[Dataset entries]
────────────────────────────────────────

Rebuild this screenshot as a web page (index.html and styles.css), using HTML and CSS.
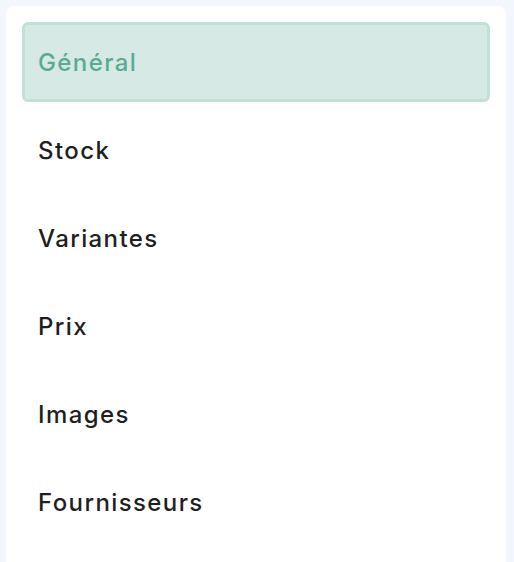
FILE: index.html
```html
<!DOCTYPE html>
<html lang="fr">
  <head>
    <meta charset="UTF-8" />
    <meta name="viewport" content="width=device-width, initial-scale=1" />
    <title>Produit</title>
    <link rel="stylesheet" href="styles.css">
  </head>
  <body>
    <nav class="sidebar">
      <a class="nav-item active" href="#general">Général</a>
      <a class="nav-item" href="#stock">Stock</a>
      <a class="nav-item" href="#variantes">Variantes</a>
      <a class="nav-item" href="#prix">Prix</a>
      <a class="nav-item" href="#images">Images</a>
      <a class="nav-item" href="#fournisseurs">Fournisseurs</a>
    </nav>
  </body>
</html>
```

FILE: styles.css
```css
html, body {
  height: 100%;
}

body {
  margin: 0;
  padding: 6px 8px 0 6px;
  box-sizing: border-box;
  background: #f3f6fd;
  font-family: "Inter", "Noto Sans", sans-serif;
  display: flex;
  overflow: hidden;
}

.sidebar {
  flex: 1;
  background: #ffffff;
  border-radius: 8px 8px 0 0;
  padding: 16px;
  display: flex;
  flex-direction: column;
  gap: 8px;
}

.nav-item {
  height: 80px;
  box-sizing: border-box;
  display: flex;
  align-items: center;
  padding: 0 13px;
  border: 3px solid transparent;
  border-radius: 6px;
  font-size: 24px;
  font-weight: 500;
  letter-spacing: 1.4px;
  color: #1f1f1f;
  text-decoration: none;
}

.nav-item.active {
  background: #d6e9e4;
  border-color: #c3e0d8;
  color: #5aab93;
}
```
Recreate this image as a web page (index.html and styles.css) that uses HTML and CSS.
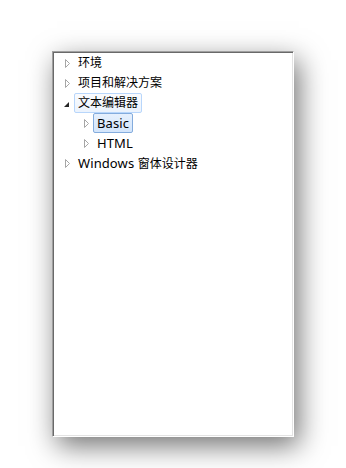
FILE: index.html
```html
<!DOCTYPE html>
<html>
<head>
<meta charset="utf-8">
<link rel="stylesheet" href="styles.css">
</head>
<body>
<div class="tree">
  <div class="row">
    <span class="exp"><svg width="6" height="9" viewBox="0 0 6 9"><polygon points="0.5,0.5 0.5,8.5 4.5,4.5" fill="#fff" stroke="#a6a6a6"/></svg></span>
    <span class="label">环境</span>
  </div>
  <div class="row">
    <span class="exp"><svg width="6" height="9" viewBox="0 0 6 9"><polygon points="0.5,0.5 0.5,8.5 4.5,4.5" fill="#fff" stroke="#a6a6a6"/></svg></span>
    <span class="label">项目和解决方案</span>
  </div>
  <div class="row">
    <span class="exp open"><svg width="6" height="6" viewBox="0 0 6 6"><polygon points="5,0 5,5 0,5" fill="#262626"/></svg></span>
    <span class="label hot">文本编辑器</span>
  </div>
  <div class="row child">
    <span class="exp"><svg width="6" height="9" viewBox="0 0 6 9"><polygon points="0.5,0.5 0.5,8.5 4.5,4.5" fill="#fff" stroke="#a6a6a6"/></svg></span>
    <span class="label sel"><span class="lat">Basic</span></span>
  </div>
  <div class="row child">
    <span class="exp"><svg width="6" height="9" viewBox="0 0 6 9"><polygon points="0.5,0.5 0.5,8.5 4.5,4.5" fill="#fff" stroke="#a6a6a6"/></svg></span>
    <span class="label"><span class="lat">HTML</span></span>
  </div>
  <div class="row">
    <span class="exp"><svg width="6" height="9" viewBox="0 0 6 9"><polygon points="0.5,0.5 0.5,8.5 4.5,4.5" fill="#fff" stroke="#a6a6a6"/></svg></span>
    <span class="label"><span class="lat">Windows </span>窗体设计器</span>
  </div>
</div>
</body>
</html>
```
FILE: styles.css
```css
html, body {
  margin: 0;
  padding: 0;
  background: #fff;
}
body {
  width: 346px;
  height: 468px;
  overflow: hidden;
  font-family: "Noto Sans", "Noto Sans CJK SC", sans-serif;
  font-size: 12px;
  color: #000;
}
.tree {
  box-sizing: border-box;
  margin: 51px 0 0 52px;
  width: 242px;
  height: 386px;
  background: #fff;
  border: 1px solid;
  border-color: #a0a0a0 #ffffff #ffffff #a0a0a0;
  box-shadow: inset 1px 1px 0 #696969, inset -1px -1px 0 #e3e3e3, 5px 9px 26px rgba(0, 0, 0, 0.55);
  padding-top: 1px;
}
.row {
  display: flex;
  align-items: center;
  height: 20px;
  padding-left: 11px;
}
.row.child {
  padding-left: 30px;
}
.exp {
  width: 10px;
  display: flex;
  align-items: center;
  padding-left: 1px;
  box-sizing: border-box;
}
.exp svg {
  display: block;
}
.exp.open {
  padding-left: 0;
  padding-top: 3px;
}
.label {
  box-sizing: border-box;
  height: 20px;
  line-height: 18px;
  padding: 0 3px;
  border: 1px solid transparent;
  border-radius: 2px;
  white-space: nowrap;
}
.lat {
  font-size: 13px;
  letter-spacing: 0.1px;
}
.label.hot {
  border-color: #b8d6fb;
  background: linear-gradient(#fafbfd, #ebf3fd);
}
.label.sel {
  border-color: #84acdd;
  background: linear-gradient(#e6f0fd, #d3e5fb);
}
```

────────────────────────────────────────

- _TASK REQUIREMENTS_
In the entries above, identify each line that includes the string "styles", then copy it.

- _EXERCISE RESULT_
Rebuild this screenshot as a web page (index.html and styles.css), using HTML and CSS.
    <link rel="stylesheet" href="styles.css">
FILE: styles.css
Recreate this image as a web page (index.html and styles.css) that uses HTML and CSS.
<link rel="stylesheet" href="styles.css">
FILE: styles.css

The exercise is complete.